Steve's needs appear to be different, but I could see that in his use, rebooting the controller when switching between axes of movement would be a bit annoying.

I've spent way too much time debugging glitches caused by power switching transients to have this issue drop completely off my radar.

Makes sense. So if the cost in parts and time is something that Steve is comfortable gambling with, he might want to try it. Me, I'd give it a try--$20 worth of parts and an hour of time seem a reasonable price for an interesting experiment that might solve a problem. And if I got erratic results, it would give me a chance to try some electronic methods of dealing with such problems that I've read about, but not had the chance to try. In general, they don't seem so horridly difficult. . .famous last words.

Cheers,

--Chris

[rjlittlefield]

Is it that big of a deal just to turn it off?

The controller takes several seconds to come up when power is cycled. If the controller is connected to a computer, software won't like the interruption.

Simple switching with power on may work fine in practice. I ran a quick experiment by setting my controller in high-precision mode to maximize the holding current, then quickly and repeatedly plugged/unplugged the motor cable. The controller never did anything weird that I could see.

--Rik

[stevekale]

Thanks guys. I was familiar with DPDT switches but not 4 pole versions. Finding the DIN connectors was easy. Now I need to make sure I don't screw up the wiring!

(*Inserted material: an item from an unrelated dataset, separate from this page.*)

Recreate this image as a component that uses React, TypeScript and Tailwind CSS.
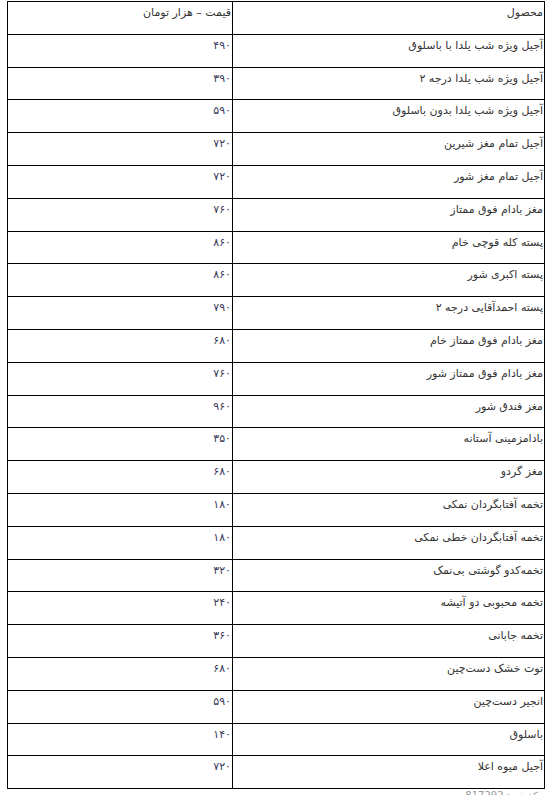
const rows: [string, string][] = [
  ['آجیل ویژه شب یلدا با باسلوق', '۴۹۰'],
  ['آجیل ویژه شب یلدا درجه ۲', '۳۹۰'],
  ['آجیل ویژه شب یلدا بدون باسلوق', '۵۹۰'],
  ['آجیل تمام مغز شیرین', '۷۲۰'],
  ['آجیل تمام مغز شور', '۷۲۰'],
  ['مغز بادام فوق ممتاز', '۷۶۰'],
  ['پسته کله قوچی خام', '۸۶۰'],
  ['پسته اکبری شور', '۸۶۰'],
  ['پسته احمدآقایی درجه ۲', '۷۹۰'],
  ['مغز بادام فوق ممتاز خام', '۶۸۰'],
  ['مغز بادام فوق ممتاز شور', '۷۶۰'],
  ['مغز فندق شور', '۹۶۰'],
  ['بادامزمینی آستانه', '۳۵۰'],
  ['مغز گردو', '۶۸۰'],
  ['تخمه آفتابگردان نمکی', '۱۸۰'],
  ['تخمه آفتابگردان خطی نمکی', '۱۸۰'],
  ['تخمه‌کدو گوشتی بی‌نمک', '۳۲۰'],
  ['تخمه محبوبی دو آتیشه', '۲۴۰'],
  ['تخمه جابانی', '۳۶۰'],
  ['توت خشک دست‌چین', '۶۸۰'],
  ['انجیر دست‌چین', '۵۹۰'],
  ['باسلوق', '۱۴۰'],
  ['آجیل میوه اعلا', '۷۲۰'],
];

const App = () => {
  return (
    <div className="bg-white min-h-[795px] pl-[7px] pr-[8px] pt-[1px] font-['DejaVu_Sans',sans-serif] text-[11px] leading-[16px] text-[#333]">
      <table dir="rtl" className="w-[538px] border-collapse border border-black">
        <tbody>
          <tr className="h-[32.8px]">
            <td className="w-[312px] border border-black align-top pt-[3px] pr-px">محصول</td>
            <td className="border border-black align-top pt-[3px] pr-px">قیمت – هزار تومان</td>
          </tr>
          {rows.map(([name, price]) => (
            <tr key={name} className="h-[32.8px]">
              <td className="w-[312px] border border-black align-top pt-[3px] pr-px">{name}</td>
              <td className="border border-black align-top pt-[3px] pr-px text-[#3a3a5a]">{price}</td>
            </tr>
          ))}
        </tbody>
      </table>
      <div dir="rtl" className="pr-[7px] text-[10px] leading-[12px] text-[#999] mt-px">
        کد خبر: 817292
      </div>
    </div>
  );
};

export default App;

Unplugging the motor cord while leaving the controller on seems to be okay and in fact would have been what I was going to do as I manually switched between motors by unplugging and replugging. Matt at Cognisys had said any switch would need to be "break-before-make" which I interpret as on-off-on.

Chris, when wiring your stepper for the Stackshot controller did you get a wiring diagramme? I'm wondering if all the DIN connections are used and, if not, which ones are. (The photo I saw of your rig suggests only 3 might be used.)

PS: they apparently plan on developing a multi-axis (XYZ) controller at some point with Z being rotation.